Last publications and Maynard relationship[edit]
Salinger on the cover of Time (September 15, 1961)
Salinger published Franny and Zooey in 1961, and Raise High the Roof Beam, Carpenters and Seymour: An Introduction in 1963. Each book contained two short stories or novellas published in The New Yorker between 1955 and 1959, and were the only stories Salinger had published since Nine Stories. On the dust jacket of Franny and Zooey, Salinger wrote, in reference to his interest in privacy: "It is my rather subversive opinion that a writer's feelings of anonymity-obscurity are the second most valuable property on loan to him during his working years."[93]
On September 15, 1961, Time magazine devoted its cover to Salinger.

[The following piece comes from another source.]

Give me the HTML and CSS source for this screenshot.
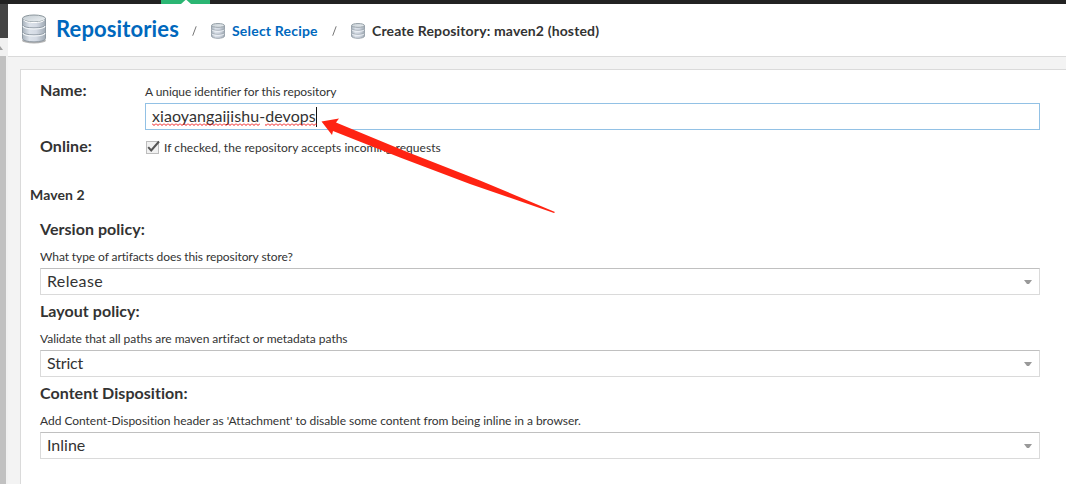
FILE: index.html
```html
<!DOCTYPE html>
<html lang="en">
<head>
<meta charset="utf-8">
<title>Create Repository</title>
<link rel="stylesheet" href="styles.css">
</head>
<body>
<svg width="0" height="0" class="defs" aria-hidden="true">
  <defs>
    <linearGradient id="metal" x1="0" x2="1" y1="0" y2="0">
      <stop offset="0" stop-color="#a9b3bd"/><stop offset=".3" stop-color="#dce2ea"/>
      <stop offset=".6" stop-color="#d4dae4"/><stop offset="1" stop-color="#a0aab4"/>
    </linearGradient>
    <linearGradient id="lid" x1="0" x2="1" y1="0" y2="1">
      <stop offset="0" stop-color="#c3ccd2"/><stop offset="1" stop-color="#edf1f4"/>
    </linearGradient>
    <symbol id="db" viewBox="0 0 26 30">
      <ellipse cx="13" cy="26.500" rx="12" ry="3" fill="#777" opacity=".55"/>
      <path d="M1.500 4.500V24.500c0 4.500 23 4.500 23 0V4.500z" fill="url(#metal)" stroke="#8f99a2" stroke-width="1"/>
      <path d="M1.500 11c0 3.800 23 3.800 23 0M1.500 18c0 3.800 23 3.800 23 0" fill="none" stroke="#949ea8" stroke-width="1"/>
      <path d="M2 12.100c0 3.800 22 3.800 22 0M2 19.100c0 3.800 22 3.800 22 0" fill="none" stroke="#f5f8fa" stroke-width="1.100"/>
      <ellipse cx="13" cy="4.500" rx="11.500" ry="3.500" fill="url(#lid)" stroke="#8b969c" stroke-width="1"/>
      <path d="M2.500 5.800c1 3.700 20 3.700 21 0" fill="none" stroke="#fff" stroke-width="1"/>
    </symbol>
    <symbol id="db-small" viewBox="0 0 14 16">
      <path d="M.5 2.500v10.500c0 3 13 3 13 0V2.500z" fill="url(#metal)" stroke="#99a3ac" stroke-width="1"/>
      <path d="M1 5.800c0 2 12 2 12 0M1 9.800c0 2 12 2 12 0" fill="none" stroke="#a0aab3"/>
      <path d="M1 6.800c0 2 12 2 12 0M1 10.800c0 2 12 2 12 0" fill="none" stroke="#f4f7fa" stroke-width=".9"/>
      <ellipse cx="7" cy="2.400" rx="6.400" ry="1.900" fill="url(#lid)" stroke="#99a3aa"/>
    </symbol>
  </defs>
</svg>
<div class="app">
  <div class="topbar"><div class="tab"><svg width="10" height="4" viewBox="0 0 10 4"><path d="M0 4L5-.5 10 4z" fill="#fff"/></svg></div></div>
  <div class="body">
    <aside class="side">
      <div class="side-head"></div>
      <div class="scroll-up"><svg width="3" height="4" viewBox="0 0 3 4"><path d="M0 0L3 4H0z" fill="#a0a0a0"/></svg></div>
      <div class="thumb"></div>
    </aside>
    <main class="main">
      <header class="crumbs">
        <svg class="icon-big"><use href="#db"/></svg>
        <a class="title">Repositories</a>
        <svg class="slash" viewBox="0 0 5 10"><path d="M.7 9.700L4.200.3" stroke="#777" fill="none"/></svg>
        <svg class="icon-small"><use href="#db-small"/></svg>
        <a class="crumb link">Select Recipe</a>
        <svg class="slash" viewBox="0 0 5 10"><path d="M.7 9.700L4.200.3" stroke="#777" fill="none"/></svg>
        <svg class="icon-small"><use href="#db-small"/></svg>
        <span class="crumb current">Create Repository: maven2 (hosted)</span>
      </header>
      <section class="panel">
        <div class="row name-row">
          <div class="label">Name:</div>
          <div class="field">
            <div class="help h-name">A unique identifier for this repository</div>
            <div class="input focus"><span class="value v-name">xiaoyangaijishu-devops</span><i class="caret"></i>
              <svg class="squiggle" width="165" height="3"><defs><pattern id="wave" width="4" height="3" patternUnits="userSpaceOnUse"><path d="M0 .5L2 2.500 4 .5" fill="none" stroke="#f01414" stroke-width="1"/></pattern></defs><path d="M0 0h108v3H0zM113 0h52v3h-52z" fill="url(#wave)"/></svg>
            </div>
          </div>
        </div>
        <div class="row online-row">
          <div class="label">Online:</div>
          <div class="check"><svg class="box" width="14" height="15" viewBox="0 0 14 15"><rect x=".5" y="1.500" width="12" height="12" fill="#f1f1f1" stroke="#bdbdbd"/><path d="M2.200 7.200L5.200 10.500 13 1.500" fill="none" stroke="#555" stroke-width="2"/></svg><span class="help h-online">If checked, the repository accepts incoming requests</span></div>
        </div>
        <h2 class="group">Maven 2</h2>
        <div class="block">
          <div class="label">Version policy:</div>
          <div class="help h-version">What type of artifacts does this repository store?</div>
          <div class="input select"><span class="value v-release">Release</span><svg class="arrow" width="8" height="4"><path d="M0 0h8L5 4H3z" fill="#999"/></svg></div>
        </div>
        <div class="block">
          <div class="label">Layout policy:</div>
          <div class="help h-content">Validate that all paths are maven artifact or metadata paths</div>
          <div class="input select"><span class="value v-strict">Strict</span><svg class="arrow" width="8" height="4"><path d="M0 0h8L5 4H3z" fill="#999"/></svg></div>
        </div>
        <div class="block">
          <div class="label">Content Disposition:</div>
          <div class="help h-content">Add Content-Disposition header as 'Attachment' to disable some content from being inline in a browser.</div>
          <div class="input select"><span class="value">Inline</span><svg class="arrow" width="8" height="4"><path d="M0 0h8L5 4H3z" fill="#999"/></svg></div>
        </div>
      </section>
    </main>
  </div>
  <svg class="pointer" width="236" height="96" viewBox="320 118 236 96"><path d="M321.500 121.500L339 118.500 336 122.500 406 151.500 480 180.500 555 212 554 213 470 184 400 157.500 333 131 332 135z" fill="#ff2312"/></svg>
</div>
</body>
</html>
```
FILE: styles.css
```css
* { box-sizing: border-box; }
body { margin: 0; background: #fff; color: #333; font-family: Lato, "Open Sans", sans-serif; font-variant-ligatures: none; overflow: hidden; }
.defs { position: absolute; }
.app { position: relative; width: 1066px; height: 484px; display: flex; flex-direction: column; overflow: hidden; }
.topbar { height: 4px; background: #222; flex: none; padding-left: 161px; }
.tab { width: 49px; height: 4px; background: #2bb673; display: flex; justify-content: center; }
.body { flex: 1; display: flex; min-height: 0; }
.side { width: 8px; background: #f1f1f1; display: flex; flex-direction: column; }
.side-head { height: 34px; background: #444; }
.scroll-up { height: 18px; padding-top: 8px; display: flex; }
.thumb { flex: 1; width: 6px; background: #c1c1c1; }
.main { flex: 1; background: #f3f3f3; display: flex; flex-direction: column; min-width: 0; }
.crumbs { height: 53px; flex: none; background: #fff; border-bottom: 1px solid #dadada; display: flex; align-items: flex-start; white-space: nowrap; padding-left: 13px; }
.icon-big { width: 26px; height: 30px; margin-top: 10px; flex: none; }
.icon-small { width: 14px; height: 16px; margin-top: 19px; flex: none; }
.title { width: 136px; margin-left: 9px; margin-top: 9px; line-height: 32px; font-size: 22px; font-weight: 700; letter-spacing: .12px; color: #0068bd; }
.slash { width: 5px; height: 10px; margin: 22px 14px 0 0; flex: none; }
.crumb { font-size: 14px; font-weight: 700; line-height: 20px; letter-spacing: .14px; margin-top: 17px; margin-left: 7px; }
.link { color: #0068bd; width: 100px; letter-spacing: .2px; }
.current { color: #333; }
.panel { margin: 12px 0 0 12px; flex: 1; background: #fff; border: solid #dadada; border-width: 1px 0 0 1px; padding: 11px 26px 0 19px; white-space: nowrap; }
.row { display: flex; }
.label { font-size: 16px; font-weight: 700; line-height: 20px; letter-spacing: .05px; }
.row .label { width: 105px; flex: none; margin-top: -1px; }
.name-row { height: 56px; }
.online-row { height: 48px; }
.field { flex: 1; padding-top: 3px; }
.help { font-size: 12px; line-height: 16px; }
.h-name { letter-spacing: -.07px; }
.h-online { letter-spacing: .04px; padding-top: 1px; }
.h-version { letter-spacing: -.09px; }
.h-content { letter-spacing: -.03px; }
.input { height: 27px; border: 1px solid #dadada; border-top-color: #c0c0c0; padding: 0 7px 0 6px; font-size: 16px; line-height: 23px; display: flex; align-items: center; }
.value { padding-bottom: 2px; }
.input.focus { border-color: #92c1e5; margin-top: 3px; position: relative; }
.v-name { letter-spacing: .07px; }
.v-release { letter-spacing: .35px; }
.v-strict { letter-spacing: -.15px; }
.caret { width: 1px; height: 20px; background: #111; }
.squiggle { position: absolute; left: 6px; top: 19px; }
.check { display: flex; padding-top: 2px; }
.box { margin: 1px 4px 0 1px; }
.group { margin: 0 0 14px -10px; font-size: 14px; line-height: 20px; font-weight: 700; letter-spacing: .1px; }
.block { height: 82px; }
.block .help { margin-top: 10px; }
.block .input { margin-top: 3px; }
.select { justify-content: space-between; }
.arrow { position: relative; top: .5px; }
.pointer { position: absolute; left: 320px; top: 118px; }
```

In an article that profiled his "life of recluse", the magazine reported that the Glass family series "is nowhere near completion ... Salinger intends to write a Glass trilogy."[2] But Salinger published only one other thing after that: "Hapworth 16, 1924", a novella in the form of a long letter by seven-year-old Seymour Glass to his parents from summer camp. His first new work in six years, the novella took up most of the June 19, 1965, issue of The New Yorker, and was universally panned by critics. Around this time, Salinger had isolated Claire from friends and relatives and made her—in Margaret Salinger's words—"a virtual prisoner."[87] Claire separated from him in September 1966; their divorce was finalized on October 3, 1967.[94]

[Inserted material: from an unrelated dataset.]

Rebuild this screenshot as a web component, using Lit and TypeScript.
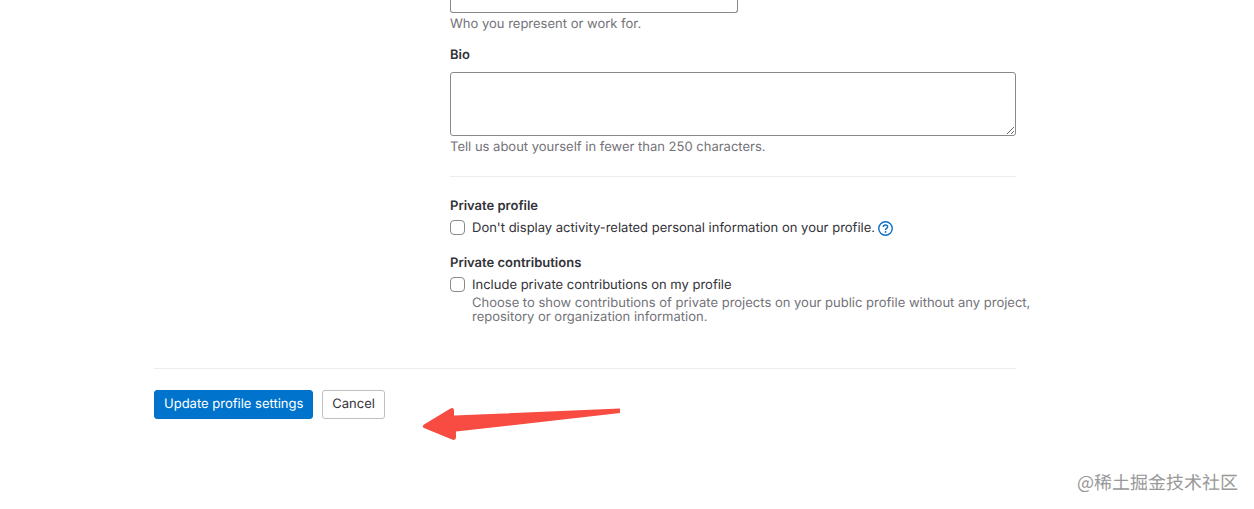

In 1972, at age 53, Salinger had a relationship with 18-year-old Joyce Maynard that lasted for nine months. Maynard was already an experienced writer for Seventeen magazine. The New York Times had asked her to write an article that, when published as "An Eighteen-Year-Old Looks Back On Life" on April 23, 1972,[95] made her a celebrity. Salinger wrote her a letter warning about living with fame. After exchanging 25 letters, Maynard moved in with Salinger the summer after her freshman year at Yale University.[96] Maynard did not return to Yale that fall, and spent ten months as a guest in Salinger's house. The relationship ended, he told Margaret at a family outing, because Maynard wanted children, and he felt he was too old.[97] In her autobiography, Maynard paints a different picture, saying Salinger abruptly ended the relationship, sent her away and refused to take her back. She had dropped out of Yale to be with him, even forgoing a scholarship. Maynard came to find out that Salinger had begun several relationships with young women by exchanging letters. One of them was his last wife, a nurse who was already engaged to be married to someone else when she met him.[98]

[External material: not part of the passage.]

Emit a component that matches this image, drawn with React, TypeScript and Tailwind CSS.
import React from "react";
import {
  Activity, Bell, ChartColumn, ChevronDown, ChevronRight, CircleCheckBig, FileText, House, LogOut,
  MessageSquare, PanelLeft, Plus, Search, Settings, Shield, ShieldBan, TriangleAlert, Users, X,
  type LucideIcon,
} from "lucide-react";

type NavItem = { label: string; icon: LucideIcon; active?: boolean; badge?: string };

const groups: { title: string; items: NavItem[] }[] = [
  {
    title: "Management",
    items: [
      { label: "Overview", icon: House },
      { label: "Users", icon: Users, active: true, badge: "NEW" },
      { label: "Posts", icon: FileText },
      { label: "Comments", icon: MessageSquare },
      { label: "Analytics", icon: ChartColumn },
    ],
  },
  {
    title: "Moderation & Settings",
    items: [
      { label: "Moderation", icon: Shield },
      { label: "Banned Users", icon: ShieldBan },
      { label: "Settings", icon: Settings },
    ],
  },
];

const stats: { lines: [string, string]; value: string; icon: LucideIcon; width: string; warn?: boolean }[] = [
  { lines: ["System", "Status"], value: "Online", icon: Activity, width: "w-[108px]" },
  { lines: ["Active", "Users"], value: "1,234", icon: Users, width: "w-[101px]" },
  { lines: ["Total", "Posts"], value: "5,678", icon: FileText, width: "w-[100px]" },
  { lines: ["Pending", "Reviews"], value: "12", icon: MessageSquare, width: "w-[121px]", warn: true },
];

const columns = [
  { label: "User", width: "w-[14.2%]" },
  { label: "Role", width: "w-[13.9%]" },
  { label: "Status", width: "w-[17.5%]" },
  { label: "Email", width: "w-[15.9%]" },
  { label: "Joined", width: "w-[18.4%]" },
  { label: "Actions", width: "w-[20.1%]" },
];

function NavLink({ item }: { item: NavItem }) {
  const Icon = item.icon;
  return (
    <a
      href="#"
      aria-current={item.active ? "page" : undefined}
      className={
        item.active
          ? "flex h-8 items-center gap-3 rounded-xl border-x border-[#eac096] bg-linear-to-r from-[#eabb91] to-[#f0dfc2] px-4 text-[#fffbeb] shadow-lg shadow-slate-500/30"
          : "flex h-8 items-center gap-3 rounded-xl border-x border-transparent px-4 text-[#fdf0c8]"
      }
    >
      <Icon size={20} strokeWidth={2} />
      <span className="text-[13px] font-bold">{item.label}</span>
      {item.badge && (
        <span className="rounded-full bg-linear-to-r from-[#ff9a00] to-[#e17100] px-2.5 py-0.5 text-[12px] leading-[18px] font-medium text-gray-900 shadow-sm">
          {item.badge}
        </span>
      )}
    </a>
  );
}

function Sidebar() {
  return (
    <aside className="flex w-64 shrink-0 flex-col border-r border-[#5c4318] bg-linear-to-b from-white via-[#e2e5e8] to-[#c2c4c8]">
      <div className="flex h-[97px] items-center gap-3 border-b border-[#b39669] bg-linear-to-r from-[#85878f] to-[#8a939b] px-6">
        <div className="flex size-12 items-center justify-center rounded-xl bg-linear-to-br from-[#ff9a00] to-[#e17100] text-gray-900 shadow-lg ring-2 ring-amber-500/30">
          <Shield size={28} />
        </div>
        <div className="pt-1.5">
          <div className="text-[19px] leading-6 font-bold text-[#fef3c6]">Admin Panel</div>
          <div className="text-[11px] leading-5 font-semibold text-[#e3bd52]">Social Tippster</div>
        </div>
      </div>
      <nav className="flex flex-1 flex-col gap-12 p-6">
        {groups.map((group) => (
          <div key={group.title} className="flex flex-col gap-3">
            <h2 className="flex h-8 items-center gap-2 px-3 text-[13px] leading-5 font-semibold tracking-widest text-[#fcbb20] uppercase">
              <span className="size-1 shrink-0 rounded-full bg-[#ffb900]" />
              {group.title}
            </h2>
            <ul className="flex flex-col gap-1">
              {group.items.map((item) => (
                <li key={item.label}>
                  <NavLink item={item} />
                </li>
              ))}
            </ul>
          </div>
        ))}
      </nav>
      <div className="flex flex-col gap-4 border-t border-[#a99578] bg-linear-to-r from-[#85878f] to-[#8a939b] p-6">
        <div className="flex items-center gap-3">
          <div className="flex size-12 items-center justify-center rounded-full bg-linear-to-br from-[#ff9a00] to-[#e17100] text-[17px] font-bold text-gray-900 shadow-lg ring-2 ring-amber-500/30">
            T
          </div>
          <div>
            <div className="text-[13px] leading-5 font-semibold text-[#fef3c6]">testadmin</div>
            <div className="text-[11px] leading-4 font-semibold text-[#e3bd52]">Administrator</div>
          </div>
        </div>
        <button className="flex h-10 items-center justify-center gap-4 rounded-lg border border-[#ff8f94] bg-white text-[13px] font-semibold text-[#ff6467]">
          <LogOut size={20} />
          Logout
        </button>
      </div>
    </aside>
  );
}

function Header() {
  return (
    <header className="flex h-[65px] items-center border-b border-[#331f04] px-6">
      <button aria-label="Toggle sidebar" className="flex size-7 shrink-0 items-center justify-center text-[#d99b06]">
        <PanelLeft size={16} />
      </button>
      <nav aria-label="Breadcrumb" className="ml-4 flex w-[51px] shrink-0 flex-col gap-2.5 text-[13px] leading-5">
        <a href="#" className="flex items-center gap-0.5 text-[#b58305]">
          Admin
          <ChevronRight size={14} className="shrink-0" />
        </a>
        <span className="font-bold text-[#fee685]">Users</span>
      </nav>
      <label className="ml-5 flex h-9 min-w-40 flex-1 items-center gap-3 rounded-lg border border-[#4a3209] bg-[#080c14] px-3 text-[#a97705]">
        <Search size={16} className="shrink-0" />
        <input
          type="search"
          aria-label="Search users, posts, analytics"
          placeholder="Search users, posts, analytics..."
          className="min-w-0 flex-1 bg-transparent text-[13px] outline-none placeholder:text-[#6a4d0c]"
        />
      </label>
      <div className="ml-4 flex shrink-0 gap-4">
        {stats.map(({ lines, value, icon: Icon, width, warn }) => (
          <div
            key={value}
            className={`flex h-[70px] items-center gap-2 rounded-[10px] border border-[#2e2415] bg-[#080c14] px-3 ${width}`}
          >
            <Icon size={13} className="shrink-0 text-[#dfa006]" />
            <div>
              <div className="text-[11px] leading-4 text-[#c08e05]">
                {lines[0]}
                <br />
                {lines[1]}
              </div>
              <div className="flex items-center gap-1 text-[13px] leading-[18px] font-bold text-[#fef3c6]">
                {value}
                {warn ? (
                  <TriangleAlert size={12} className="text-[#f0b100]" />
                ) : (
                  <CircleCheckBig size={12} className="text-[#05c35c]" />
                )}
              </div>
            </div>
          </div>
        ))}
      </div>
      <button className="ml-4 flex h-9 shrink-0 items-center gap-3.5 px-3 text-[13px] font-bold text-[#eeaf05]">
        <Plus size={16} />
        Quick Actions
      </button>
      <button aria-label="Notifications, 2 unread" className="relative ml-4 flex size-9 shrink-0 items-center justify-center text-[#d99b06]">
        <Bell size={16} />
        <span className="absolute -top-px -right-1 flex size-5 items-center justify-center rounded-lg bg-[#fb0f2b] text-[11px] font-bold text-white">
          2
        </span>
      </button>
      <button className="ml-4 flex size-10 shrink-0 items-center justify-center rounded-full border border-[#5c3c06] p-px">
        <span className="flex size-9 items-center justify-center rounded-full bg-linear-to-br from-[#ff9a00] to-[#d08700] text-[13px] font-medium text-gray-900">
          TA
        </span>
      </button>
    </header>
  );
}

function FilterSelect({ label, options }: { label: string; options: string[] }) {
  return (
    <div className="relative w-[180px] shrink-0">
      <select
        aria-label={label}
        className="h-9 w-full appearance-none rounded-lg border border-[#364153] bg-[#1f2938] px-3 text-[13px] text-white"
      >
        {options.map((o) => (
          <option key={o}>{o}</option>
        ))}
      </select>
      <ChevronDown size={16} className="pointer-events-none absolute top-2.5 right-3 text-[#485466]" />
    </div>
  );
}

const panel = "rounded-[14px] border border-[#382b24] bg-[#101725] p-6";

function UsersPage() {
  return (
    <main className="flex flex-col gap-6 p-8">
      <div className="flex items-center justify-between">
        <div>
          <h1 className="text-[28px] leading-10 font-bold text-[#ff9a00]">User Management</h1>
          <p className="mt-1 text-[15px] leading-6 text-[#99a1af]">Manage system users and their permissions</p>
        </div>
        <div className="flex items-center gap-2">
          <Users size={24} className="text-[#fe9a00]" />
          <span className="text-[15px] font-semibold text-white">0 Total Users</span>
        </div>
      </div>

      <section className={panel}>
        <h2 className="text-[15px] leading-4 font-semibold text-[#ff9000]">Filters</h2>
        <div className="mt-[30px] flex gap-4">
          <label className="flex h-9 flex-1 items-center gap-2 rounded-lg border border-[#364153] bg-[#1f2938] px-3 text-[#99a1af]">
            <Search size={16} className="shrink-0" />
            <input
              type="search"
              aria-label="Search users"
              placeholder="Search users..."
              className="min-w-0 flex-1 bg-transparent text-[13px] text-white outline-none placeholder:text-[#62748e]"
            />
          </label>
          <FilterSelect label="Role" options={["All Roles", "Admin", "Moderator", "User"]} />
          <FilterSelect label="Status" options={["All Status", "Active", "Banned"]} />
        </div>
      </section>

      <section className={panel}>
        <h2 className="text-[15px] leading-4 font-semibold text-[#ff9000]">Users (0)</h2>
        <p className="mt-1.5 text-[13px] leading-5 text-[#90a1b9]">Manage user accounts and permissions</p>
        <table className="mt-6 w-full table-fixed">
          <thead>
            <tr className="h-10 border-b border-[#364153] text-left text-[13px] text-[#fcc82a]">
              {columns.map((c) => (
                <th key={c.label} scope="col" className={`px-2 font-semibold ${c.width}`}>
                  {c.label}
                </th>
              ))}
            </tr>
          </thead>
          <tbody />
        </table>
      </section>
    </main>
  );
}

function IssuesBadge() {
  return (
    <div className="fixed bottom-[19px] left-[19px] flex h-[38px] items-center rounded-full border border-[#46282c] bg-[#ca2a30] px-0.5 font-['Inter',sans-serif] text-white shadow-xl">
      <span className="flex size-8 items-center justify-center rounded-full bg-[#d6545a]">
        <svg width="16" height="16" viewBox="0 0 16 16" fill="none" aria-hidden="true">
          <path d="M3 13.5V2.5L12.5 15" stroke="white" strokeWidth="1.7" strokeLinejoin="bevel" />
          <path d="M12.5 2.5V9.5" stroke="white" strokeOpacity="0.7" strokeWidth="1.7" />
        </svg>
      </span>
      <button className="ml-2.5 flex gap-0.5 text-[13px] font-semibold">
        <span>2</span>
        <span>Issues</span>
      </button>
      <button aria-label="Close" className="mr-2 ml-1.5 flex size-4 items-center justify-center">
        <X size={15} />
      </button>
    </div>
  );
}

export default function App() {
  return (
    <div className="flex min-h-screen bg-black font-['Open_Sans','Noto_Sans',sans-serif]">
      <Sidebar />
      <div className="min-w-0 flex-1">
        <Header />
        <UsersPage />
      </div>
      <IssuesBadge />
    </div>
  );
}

While he was living with Maynard, Salinger continued to write in a disciplined fashion, a few hours every morning. According to Maynard, by 1972 he had completed two new novels.[99][100] In a 1974 interview with The New York Times, he said, "There is a marvelous peace in not publishing ... I like to write. I love to write. But I write just for myself and my own pleasure."[101] According to Maynard, he saw publication as "a damned interruption".[102] In her memoir, Margaret Salinger describes the detailed filing system her father had for his unpublished manuscripts: "A red mark meant, if I die before I finish my work, publish this 'as is,' blue meant publish but edit first, and so on."[103] A neighbor said that Salinger told him that he had written 15 unpublished novels.[104]
Salinger's final interview was in June 1980 with Betty Eppes of The Baton Rouge Advocate, which has been represented somewhat differently, depending on the secondary source. By one account, Eppes was an attractive young woman who misrepresented herself as an aspiring novelist, and managed to record audio of the interview as well as take several photographs of Salinger, both without his knowledge or consent.[105] In a separate account, emphasis is placed on her contact by letter writing from the local post office, and Salinger's personal initiative to cross the bridge to meet Eppes, who during the interview made clear she was a reporter and did, at the close, take pictures of Salinger as he departed. According to the first account, the interview ended "disastrously" when a passerby from Cornish attempted to shake Salinger's hand, at which point Salinger became enraged.[106] A further account of the interview published in The Paris Review, purportedly by Eppes, has been disowned by her and separately ascribed as a derived work of Review editor George Plimpton.[107][108][109][110]
Salinger was romantically involved with television actress Elaine Joyce for several years in the 1980s.[96] The relationship ended when he met Colleen O'Neill (b. June 11, 1959), a nurse and quiltmaker, whom he married around 1988.[111] O'Neill, 40 years his junior, once told Margaret Salinger that she and Salinger were trying to have a child.[112] They did not succeed.